Poco a poco, los grandes abetos fueron tendiendo sus brazos ante el peso de la nieve y se unieron al desconcierto ambiental, ayudando también en ocultar a la vista del más curtido observador cualquier camino mínimamente reconocible. La temperatura bajaría pronto hasta los quince grados bajo cero y los más mínimos soplos de aire trocarían en tan afilados cuchillos como los del más diestro carnicero. A lo lejos, los quejumbrosos aullidos de un enfermo y viejo lobo, expulsado de su manada y acuciado por la fiebre y la hambruna hasta la extenuación, anunciaban su inminente expiación antes de sugerirle a la diosa Luna su viaje hacia la nada.
-II-
El norte de Alaska siempre fue tierra de extrañas y truculentas historias, casi siempre inventadas por los inuit, su población nativa. Otras versiones dicen que fueron tomadas prestadas de algunas tribus indias que vivían más al sur y que osaron adentrarse en aquellas inhóspitas tierras. Aquellos otros aborígenes de piel roja y curtida, después de cerrar tratados de paz e intercambiar con aquellas buenas gentes alimentos, cuentas y demás abalorios, tan pronto como notaron los primeros fríos, abandonaron definitivamente aquellas inhóspitas tierras y juraron nunca más volver a pisar su infierno ártico. Tal fue el respetuoso miedo que les embargó al primer contacto con los hielos de la Alaska cruel.
El espíritu de sus antepasados, de sus variados dioses y los de los animales cazados por los más fuertes guerreros inuit (siempre fieros, algunos incluso devoradores de hombres) rondaba siempre en los rezos y la mística de aquellos pequeños pero grandes hombres. En no pocas ocasiones, la deformación de esas historias también llegaba a convertirlas en verdaderos cuentos de terror con los que el narrador conseguía atemorizar a las viejas y a los niños del poblado cuando el tiempo apacible les permitía rodearse alrededor del sagrado fuego comunal. Los reflejos de la crepitante hoguera se proyectaban sobre la cara del viejo y desdentado chamán, una faz surcada de tortuosas cicatrices producto de sus viejas heridas de joven cazador y de los muchos años que había conseguido cumplir tras escapar de la muerte bajo las fauces de los fieros animales que poblaban aquellas tierras crueles.

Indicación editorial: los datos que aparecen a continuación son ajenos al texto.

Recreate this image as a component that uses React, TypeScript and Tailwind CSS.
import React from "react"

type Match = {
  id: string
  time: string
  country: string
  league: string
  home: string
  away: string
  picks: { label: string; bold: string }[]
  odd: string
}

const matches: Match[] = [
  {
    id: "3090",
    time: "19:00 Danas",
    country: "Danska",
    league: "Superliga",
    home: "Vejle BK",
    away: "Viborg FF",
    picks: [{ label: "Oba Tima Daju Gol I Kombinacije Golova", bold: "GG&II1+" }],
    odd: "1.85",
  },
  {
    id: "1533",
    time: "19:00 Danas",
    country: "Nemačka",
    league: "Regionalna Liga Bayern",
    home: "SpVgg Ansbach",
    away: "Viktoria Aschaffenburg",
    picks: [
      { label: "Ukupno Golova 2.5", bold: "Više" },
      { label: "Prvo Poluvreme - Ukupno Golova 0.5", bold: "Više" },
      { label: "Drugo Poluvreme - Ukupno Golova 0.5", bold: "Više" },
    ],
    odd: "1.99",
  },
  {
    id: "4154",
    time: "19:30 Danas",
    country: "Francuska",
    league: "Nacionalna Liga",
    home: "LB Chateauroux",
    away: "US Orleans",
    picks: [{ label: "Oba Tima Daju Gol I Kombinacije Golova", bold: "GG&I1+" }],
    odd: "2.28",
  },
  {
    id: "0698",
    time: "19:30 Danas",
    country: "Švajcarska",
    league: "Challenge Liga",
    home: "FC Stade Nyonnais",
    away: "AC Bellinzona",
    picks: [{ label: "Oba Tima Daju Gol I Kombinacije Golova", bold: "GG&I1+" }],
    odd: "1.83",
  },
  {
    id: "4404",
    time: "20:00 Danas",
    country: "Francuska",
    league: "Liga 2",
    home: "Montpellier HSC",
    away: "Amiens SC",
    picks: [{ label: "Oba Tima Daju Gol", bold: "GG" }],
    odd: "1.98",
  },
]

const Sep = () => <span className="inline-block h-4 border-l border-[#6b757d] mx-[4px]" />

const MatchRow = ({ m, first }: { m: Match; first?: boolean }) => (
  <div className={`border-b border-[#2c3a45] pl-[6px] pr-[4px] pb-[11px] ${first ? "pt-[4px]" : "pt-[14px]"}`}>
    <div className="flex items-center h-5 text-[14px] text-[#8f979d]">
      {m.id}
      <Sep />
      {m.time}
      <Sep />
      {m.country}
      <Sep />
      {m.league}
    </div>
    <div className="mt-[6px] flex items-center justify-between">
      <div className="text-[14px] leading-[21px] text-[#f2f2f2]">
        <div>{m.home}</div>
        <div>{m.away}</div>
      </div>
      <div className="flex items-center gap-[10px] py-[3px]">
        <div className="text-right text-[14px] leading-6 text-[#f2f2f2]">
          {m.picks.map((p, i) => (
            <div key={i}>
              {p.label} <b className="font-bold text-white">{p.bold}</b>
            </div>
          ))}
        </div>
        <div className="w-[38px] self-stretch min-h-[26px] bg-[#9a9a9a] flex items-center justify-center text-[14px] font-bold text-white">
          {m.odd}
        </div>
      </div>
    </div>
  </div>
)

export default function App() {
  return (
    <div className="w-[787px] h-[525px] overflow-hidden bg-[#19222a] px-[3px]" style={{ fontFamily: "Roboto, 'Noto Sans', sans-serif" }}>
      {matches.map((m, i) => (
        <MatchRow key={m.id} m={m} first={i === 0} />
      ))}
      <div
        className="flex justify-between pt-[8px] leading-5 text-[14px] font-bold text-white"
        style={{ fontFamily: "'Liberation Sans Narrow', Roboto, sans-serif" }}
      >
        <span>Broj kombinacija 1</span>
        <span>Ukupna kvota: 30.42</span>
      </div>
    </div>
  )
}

Ni que decir tiene que éste era el acompañamiento más propicio para provocar ese ambiente irreal y fantasmagórico buscado por el anciano brujo. Lograba concentrar en su encorvada figura los ojos rasgados de aquellas crédulas gentes que, al compás de la narración, iban apretándose entre sí a medida que el miedo se adentraba en sus cuerpos, creyendo así protegerse mejor frente a aquellos invocados seres infernales y casi siempre monstruosos, en ese círculo familiar, cerrado y protector.
-III-
Durante la mañana varios guerreros inuit habían partido en busca de caza y se esperaba su vuelta con ansiedad. Había entrado la época de los gélidos hielos, y aprovisionarse lo máximo posible para aguantar las acometidas de la estación invernal era el único trabajo en el que se les permitía extralimitarse. Las pieles y la carne eran consustanciales a su existencia, pero la madre naturaleza, aun siendo extremadamente dura en aquellas tierras, consentía en surtirles de las suficientes focas y caribúes como para seguir defendiendo su delicada subsistencia.
Aún así, parecía un pueblo condenado a la extinción. Posiblemente, más tarde o más temprano acabarían siendo gélidos recuerdos entre los fantasmales vientos árticos, y lo sabían. Desde la llegada del hombre de “piel de nieve”, su población se había diezmado muy sensiblemente. Las temibles enfermedades contraídas por consecuencia de su presencia habían tenido mucho que ver con la creciente mortalidad, pero también el carácter violento y sanguinario de aquellos hombres altos y pendencieros. A esto se le uniría la baja tasa de natalidad que acompasaba poco a poco hasta el final de un orgulloso, pero apacible, pueblo.